Measuring Power Consumption of IoT Devices in IoT-Blockchain Systems
PRESENTER: Haruki Kurisaka

ABSTRACT. The integration of the Internet of Things (IoT) and Blockchain, known as IoT-Blockchain, promises enhanced security and privacy in applications such as smart homes. However, given that many IoT devices are resource-constrained and battery-driven, it's pivotal to understand the energy implications of incorporating Blockchain technology. In this study, we design and evaluate a private IoT-Blockchain system using Ethereum on Raspberry Pi 4. We compare the power consumption of two consensus algorithms: Proof of Work (PoW) and Proof of Authority (PoA). We found that PoW consumes approximately double the power of PoA.

Evaluating Impacts of Overlay Networks on IoT Blockchain Latency
PRESENTER: Koki Koshikawa

ABSTRACT. It is envisioned that the Internet of Things (IoT) will be strengthened with blockchain technology in the so-called IoT blockchain system. The IoT Blockchain system may abstract the heterogeneous IoT protocols and devices and provide blockchain benefits. Integrating blockchain with the IoT may ensure IoT data security, traceability, and integrity. This study investigates the integration of IoT with Ethereum Blockchain with private blockchain deployments. Moreover, we focus on latency performance in the IoT blockchain system. More specifically, we deploy various overlay networks in an Ethereum-based IoT system and evaluate their impact on latency, considering the Transaction-oriented Latency (TOL) and block-oriented latency (BOL) metrics. Our findings reveal that a fully connected graph does not lead to low latency, and the Barabási–Albert (BA) model effectively mitigates latency increases due to higher transaction frequencies. This study contributes to understanding latency in private IoT Blochain with multiple nodes, emphasizing the importance of overlay network design for optimal system performance.

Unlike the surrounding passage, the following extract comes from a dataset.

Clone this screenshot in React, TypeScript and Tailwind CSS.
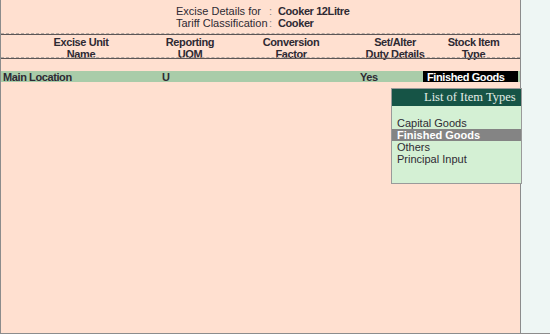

Soft error tolerant non-volatile flip-flops using DICE and C-element
PRESENTER: Shogo Takahashi

ABSTRACT. In recent years,the incidence of soft errors in VLSI has been increasing due to miniaturization,higher integration,and lower supply voltages.Soft errors are temporary errors caused by the impact of high-energy particles such as alpha particles and neutrons on circuits.Recent studies have proposed latches that are tolerant to soft errors occurring at multiple nodes as VLSI scaling continues.In this paper,we propose a soft-error tolerant circuit using the DICE structure,which is a soft-error tolerant structure,for non-volatile flip-flops that have been studied to reduce the power consumption of battery-powered devices.

Access Control Protocol for Tree-based Multichannel Wireless Sensor Network
PRESENTER: Kohei Hayashi

ABSTRACT. As the Internet of Things (IoT) advances, Wireless Sensor Networks (WSNs) are attracting attention as an underlying technology for the IoT. As a standard for WSNs, IEEE802.15.4 defines multiple channels as an option, but there needs to be more discussion on their allocation and scheduling methods. In this study, we propose an access control protocol that achieves a high packet delivery ratio and low latency by scheduling suitable for channel assignment in tree-based WSNs. We derive the number of channels required for a tree WSN and achieve a high packet delivery ratio and low latency by avoiding packet collisions through multi-channel and scheduling.

Fairness comparison of successful transmission in multiple NOMA-based slotted ALOHA schemes for mMTC
PRESENTER: Yuki Ichimura

ABSTRACT. Random access protocols such as slotted ALOHA are considered suitable for mMTC, and the application of NOMA to slotted ALOHA has been considered to improve performance. However, ALOHA has a near-far problem in which devices near the base station are more likely to transmit successfully than those far away, and it is not still clear how much NOMA can mitigate the near-far problem. In this paper, we evaluate the fairness of successful transmission in different power control schemes by simulation.